Autres maladies sur les cordes

Gabrielli, responsable de l’OMS, estime qu’il convient également de célébrer l’autre réussite du Bangladesh en 2023 : la lutte contre la filariose lymphatique, mieux connue sous le nom d’éléphantiasis, qu’un deuxième pays, le Laos, a également éliminé en 2023.

“C’est une maladie défigurante entraînant un gonflement des membres et une défiguration du corps humain”, note-t-il. “C’est donc une maladie qui est associée à beaucoup de souffrances, non seulement physiques, mais aussi psychologiques.”

Enfin, ajoute Gabrielli, 2023 a également vu le Ghana triompher de la trypanosomiase humaine africaine gambiense.

“C’est la ‘maladie du sommeil'”, explique Gabrielli, “causée par un parasite transmis par la mouche tsé-tsé”. Essentiellement, le parasite tue une personne infectée en attaquant son système nerveux central. “C’est donc aussi une maladie très grave.”

Malgré tous ces progrès, l’OMS a ajouté en 2023 une nouvelle entrée à la liste des maladies tropicales négligées : une maladie gangreneuse appelée « Noma » qui touche principalement les jeunes enfants malnutris.
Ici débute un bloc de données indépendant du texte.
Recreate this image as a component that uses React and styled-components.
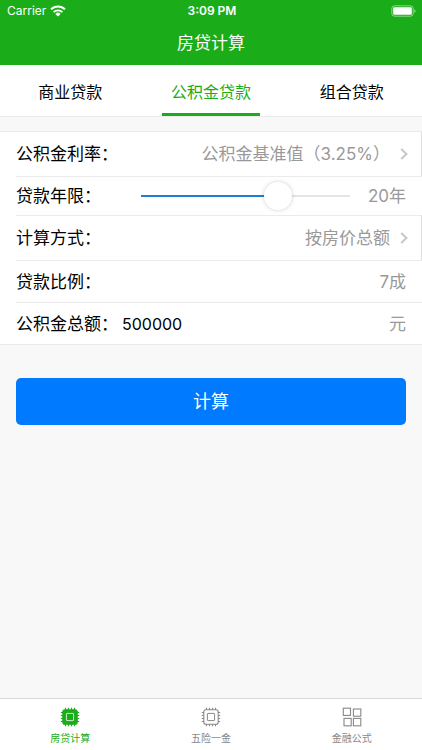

Parallèlement, Mondal s’inquiète du fait que les progrès du Bangladesh dans la lutte contre la leishmaniose viscérale ont déjà entraîné une baisse du financement international destiné à garantir que la maladie ne revienne pas.
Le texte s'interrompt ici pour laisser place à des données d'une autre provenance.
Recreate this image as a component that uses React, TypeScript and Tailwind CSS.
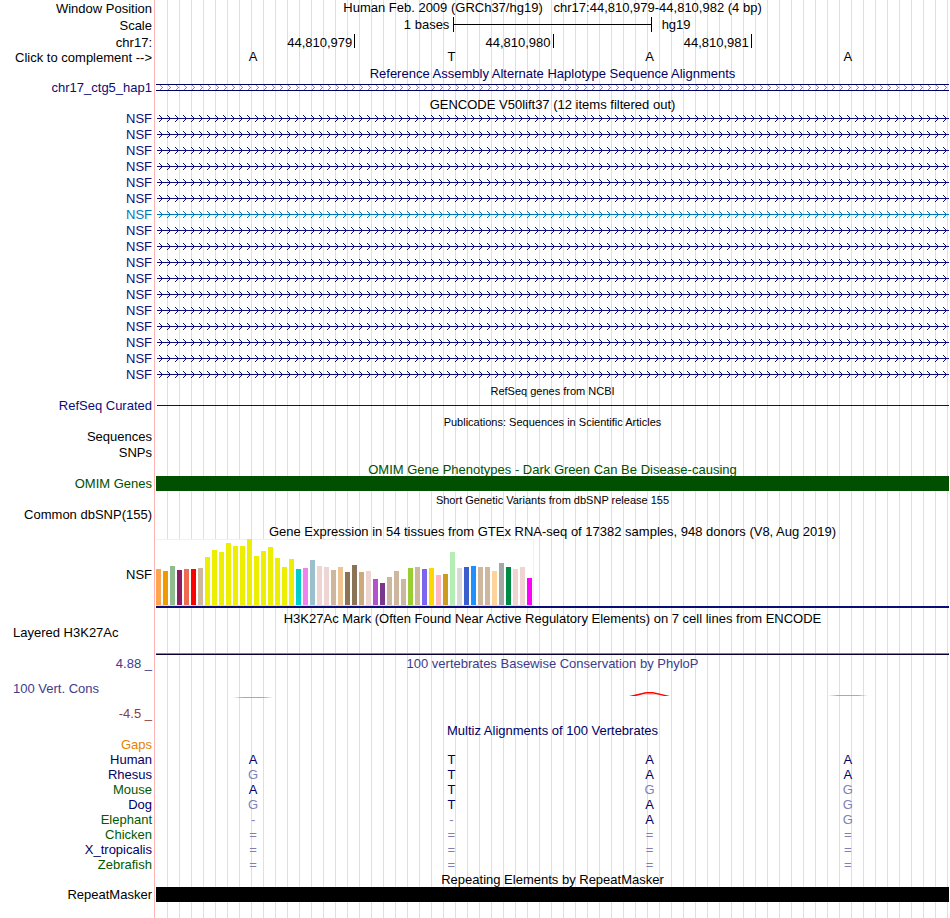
import type { ReactNode } from "react";
import clsx from "clsx";

const NAVY = "#0c0c78";

const transcripts = Array.from({ length: 17 }, (_, i) => (i === 6 ? "#0077b8" : NAVY));

const tissues: [string, number][] = [
  ["#ffa54f", 36], ["#ee9a00", 34], ["#8fbc8f", 39], ["#8b1c62", 35], ["#ee6a50", 36], ["#ff0000", 36],
  ["#cdb79e", 37], ["#eeee00", 48], ["#eeee00", 55], ["#eeee00", 53], ["#eeee00", 62], ["#eeee00", 59],
  ["#eeee00", 59], ["#eeee00", 66], ["#eeee00", 49], ["#eeee00", 54], ["#eeee00", 58], ["#eeee00", 47],
  ["#eeee00", 38], ["#eeee00", 46], ["#00cdcd", 36], ["#ee82ee", 37], ["#9ac0cd", 45], ["#eed5d2", 39],
  ["#eed5d2", 38], ["#cdb79e", 35], ["#eec591", 38], ["#8b7355", 33], ["#8b7355", 40], ["#cdaa7d", 33],
  ["#eed5d2", 34], ["#b452cd", 26], ["#7a378b", 22], ["#cdb79e", 28], ["#cdb79e", 34], ["#cdb79e", 26],
  ["#9acd32", 37], ["#cdb79e", 38], ["#7a67ee", 36], ["#ffd700", 37], ["#ffb6c1", 30], ["#cd9b1d", 31],
  ["#b4eeb4", 53], ["#d9d9d9", 37], ["#3a5fcd", 38], ["#1e90ff", 39], ["#cdb79e", 38], ["#cdb79e", 38],
  ["#ffd39b", 34], ["#a6a6a6", 42], ["#008b45", 38], ["#eed5d2", 36], ["#eed5d2", 38], ["#ff00ff", 27],
];

const species = [
  { name: "Human", tone: "text-[#000064]", bases: "ATAA" },
  { name: "Rhesus", tone: "text-[#000064]", bases: "GTAA" },
  { name: "Mouse", tone: "text-[#005a00]", bases: "ATGG" },
  { name: "Dog", tone: "text-[#000064]", bases: "GTAG" },
  { name: "Elephant", tone: "text-[#005a00]", bases: "--AG" },
  { name: "Chicken", tone: "text-[#005a00]", bases: "====" },
  { name: "X_tropicalis", tone: "text-[#000064]", bases: "====" },
  { name: "Zebrafish", tone: "text-[#005a00]", bases: "====" },
];

interface RowProps {
  label?: string;
  height: string;
  tone?: string;
  left?: boolean;
  middle?: boolean;
  children?: ReactNode;
}

function Row({ label, height, tone, left, middle, children }: RowProps) {
  return (
    <div className={clsx("grid grid-cols-[156px_minmax(0,1fr)]", height)}>
      <div
        className={clsx(
          "flex whitespace-nowrap",
          left ? "justify-start pl-[13px]" : "justify-end pr-1",
          middle ? "items-center" : "items-start",
          tone,
        )}
      >
        {label}
      </div>
      <div className="min-w-0">{children}</div>
    </div>
  );
}

interface TitleProps {
  children: ReactNode;
  tone?: string;
  small?: boolean;
  height?: string;
}

function Title({ children, tone, small, height = "h-[14px]" }: TitleProps) {
  return (
    <Row height={height}>
      <h2 className={clsx("whitespace-nowrap text-center", small && "text-[11px] leading-[19px]", tone)}>
        {children}
      </h2>
    </Row>
  );
}

function Bases({ bases, refs }: { bases: string; refs?: string }) {
  return (
    <div className="grid grid-cols-4">
      {bases.split("").map((base, i) => (
        <span
          key={i}
          className={clsx("pr-1 text-center", refs && (base === refs[i] ? "text-[#000064]" : "text-[#8080b4]"))}
        >
          {base}
        </span>
      ))}
    </div>
  );
}

// Direction chevrons repeat every 8px for as far as the track reaches
function chevronPath(size: number, x: number, y: number) {
  const dots = Array.from({ length: size * 2 - 1 }, (_, i) => [x + Math.min(i, size * 2 - 2 - i), y + i]);
  return Array.from({ length: 400 }, (_, n) =>
    dots.map(([dx, dy]) => `M${n * 8 + dx} ${dy}h1v1h-1z`).join(""),
  ).join("");
}

const chevrons = chevronPath(4, 3, 0);
const innerChevrons = chevronPath(3, 4, 1);

function Strand({ color }: { color: string }) {
  return (
    <div className="pt-[5px]">
      <svg className="block h-[7px] w-full" shapeRendering="crispEdges">
        <line x1="1" x2="100%" y1="3.5" y2="3.5" stroke={color} />
        <path d={chevrons} fill={color} />
      </svg>
    </div>
  );
}

function HaplotypeStrand() {
  return (
    <div className="pt-[5px]">
      <svg className="block h-[7px] w-full" stroke="#000064" shapeRendering="crispEdges">
        <line x1="0" x2="100%" y1=".5" y2=".5" />
        <line x1="0" x2="100%" y1="6.5" y2="6.5" />
        <path d={innerChevrons} fill="#8080b4" stroke="none" />
      </svg>
    </div>
  );
}

function Expression() {
  return (
    <div className="pt-px">
      <div className="flex h-[67px] w-[378px] items-end gap-[2px] border-b border-r border-[#dcdcdc] border-r-[#f0f0f0] bg-white shadow-[inset_0_1px_#f0f0f0]">
        {tissues.map(([color, value], i) => (
          <div key={i} className="w-[5px] shrink-0" style={{ height: value, backgroundColor: color }} />
        ))}
      </div>
      <div className="h-[2px] bg-[#0c0c78]" />
    </div>
  );
}

function Conservation() {
  return (
    <div className="grid grid-cols-4 pt-[11px]">
      <svg className="mx-auto h-[7px] w-12 pr-1" viewBox="0 0 44 7">
        <path d="M2 6.5L12 6h20l10 .5l-10 .5h-20z" fill="#f08c8c" />
      </svg>
      <span />
      <svg className="mx-auto h-[7px] w-12 pr-1" viewBox="0 0 44 7">
        <path d="M1 5L18 1h7L42 5h-6L25 2.6h-7L8 5z" fill="#ff0000" />
        <path d="M16 3.5h12" stroke="#ff9696" strokeWidth=".5" />
      </svg>
      <svg className="mx-auto h-[7px] w-12 pr-1" viewBox="0 0 44 7">
        <path d="M2 4.5L12 4h20l10 .5l-10 .5h-20z" fill="#f08c8c" />
      </svg>
    </div>
  );
}

export default function App() {
  return (
    <main className="overflow-hidden bg-white bg-[linear-gradient(to_right,#fff_154px,#ffb4b4_154px_155px,#fff_155px_156px,transparent_156px),repeating-linear-gradient(to_right,transparent_0_11px,#dcdcf5_11px_12px)] pb-4 pr-px font-['Liberation_Sans',Arial,sans-serif] text-[13px] leading-[17px] text-black">
      <Row label="Window Position" height="h-[17px]">
        <h1 className="whitespace-pre text-center leading-[15px]">
          Human Feb. 2009 (GRCh37/hg19){"   "}chr17:44,810,979-44,810,982 (4 bp)
        </h1>
      </Row>
      <Row label="Scale" height="h-[17px]">
        <div className="flex leading-[15px]">
          <span className="w-3/8 pr-1 text-right">1 bases</span>
          <div className="flex h-[15px] w-1/4 items-center border-x border-black">
            <div className="h-px w-full bg-black" />
          </div>
          <span className="pl-[10px]">hg19</span>
        </div>
      </Row>
      <Row label="chr17:" height="h-[15px]">
        <div className="grid grid-cols-4 text-right">
          <span className="pr-[2px]">44,810,979</span>
          <span className="h-[14px] border-l border-black pr-[2px]">44,810,980</span>
          <span className="h-[14px] border-l border-black pr-[2px]">44,810,981</span>
          <span className="h-[14px] border-l border-black" />
        </div>
      </Row>
      <Row label="Click to complement -->" height="h-[16px]">
        <div className="leading-[15px]">
          <Bases bases="ATAA" />
        </div>
      </Row>

      <Title tone="text-[#000064]">Reference Assembly Alternate Haplotype Sequence Alignments</Title>
      <Row label="chr17_ctg5_hap1" height="h-[17px]" tone="text-[#0c0c78]">
        <HaplotypeStrand />
      </Row>

      <Title>GENCODE V50lift37 (12 items filtered out)</Title>
      {transcripts.map((color, i) => (
        <Row key={i} label="NSF" height="h-[16px]" tone={color === NAVY ? "text-[#0c0c78]" : "text-[#0077b8]"}>
          <Strand color={color} />
        </Row>
      ))}

      <Title small height="h-[15px]">RefSeq genes from NCBI</Title>
      <Row label="RefSeq Curated" height="h-[16px]" tone="text-[#0c0c78]">
        <div className="pl-px pt-2">
          <div className="h-px bg-[#0c0c78]" />
        </div>
      </Row>

      <Title small height="h-[15px]">Publications: Sequences in Scientific Articles</Title>
      <Row label="Sequences" height="h-[16px]" />
      <Row label="SNPs" height="h-[17px]" />

      <Title tone="text-[#005000]">OMIM Gene Phenotypes - Dark Green Can Be Disease-causing</Title>
      <Row label="OMIM Genes" height="h-[16px]" tone="text-[#005000]">
        <div className="pt-px">
          <div className="h-[15px] bg-[#005000]" />
        </div>
      </Row>

      <Title small height="h-[15px]">Short Genetic Variants from dbSNP release 155</Title>
      <Row label="Common dbSNP(155)" height="h-[17px]" />

      <Title height="h-[15px]">
        Gene Expression in 54 tissues from GTEx RNA-seq of 17382 samples, 948 donors (V8, Aug 2019)
      </Title>
      <Row label="NSF" height="h-[72px]" middle>
        <Expression />
      </Row>

      <Title>H3K27Ac Mark (Often Found Near Active Regulatory Elements) on 7 cell lines from ENCODE</Title>
      <Row label="Layered H3K27Ac" height="h-[31px]" left>
        <div className="flex h-full flex-col justify-end">
          <div className="h-px bg-[#c86478]" />
          <div className="h-px bg-[#0c0032]" />
        </div>
      </Row>

      <Row label="4.88 _" height="h-[25px]" tone="text-[#3c3c8c]">
        <h2 className="whitespace-nowrap text-center text-[#3c3c8c]">
          100 vertebrates Basewise Conservation by PhyloP
        </h2>
      </Row>
      <Row label="100 Vert. Cons" height="h-[25px]" tone="text-[#3c3c8c]" left>
        <Conservation />
      </Row>
      <Row label="-4.5 _" height="h-[17px]" tone="text-[#8c3c3c]" />

      <Title tone="text-[#000064]">Multiz Alignments of 100 Vertebrates</Title>
      <Row label="Gaps" height="h-[15px]" tone="text-[#e68200]" />
      {species.map(({ name, tone, bases }) => (
        <Row key={name} label={name} height="h-[15px]" tone={tone}>
          <Bases bases={bases} refs="ATAA" />
        </Row>
      ))}

      <Title height="h-[15px]">Repeating Elements by RepeatMasker</Title>
      <Row label="RepeatMasker" height="h-[16px]">
        <div className="pt-px">
          <div className="h-[15px] bg-black" />
        </div>
      </Row>
    </main>
  );
}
“Il y a encore beaucoup à faire”, dit-il.

Par exemple, Mondal étudie actuellement une maladie cutanée associée que jusqu’à 20 % des patients guéris pourraient développer.

“Ces personnes sont cliniquement saines. Mais elles hébergent le parasite”, dit-il. “Le défi consiste désormais à les rechercher très activement et à les mettre également sous traitement afin qu’ils ne puissent pas transmettre la maladie à d’autres.”

Mondal craint également que le gouvernement du Bangladesh ait plus de mal à justifier les dépenses liées à la poursuite d’une autre stratégie qui s’est avérée efficace contre la leishmaniose viscérale : la fumigation fréquente et généralisée des maisons contre les phlébotomes.

Mondal et ses collaborateurs travaillent donc sur une solution potentiellement plus rentable : une peinture contenant un insecticide pouvant être appliqué sur les murs. Selon lui, lors d’essais, il a été démontré que l’impact durait au moins deux ans. Et il espère en faire une option pratique que les gens pourront appliquer eux-mêmes chez eux.

Il est trop tôt pour relâcher la vigilance face à cette maladie, estime-t-il. “Nous devons continuer à nous préparer.”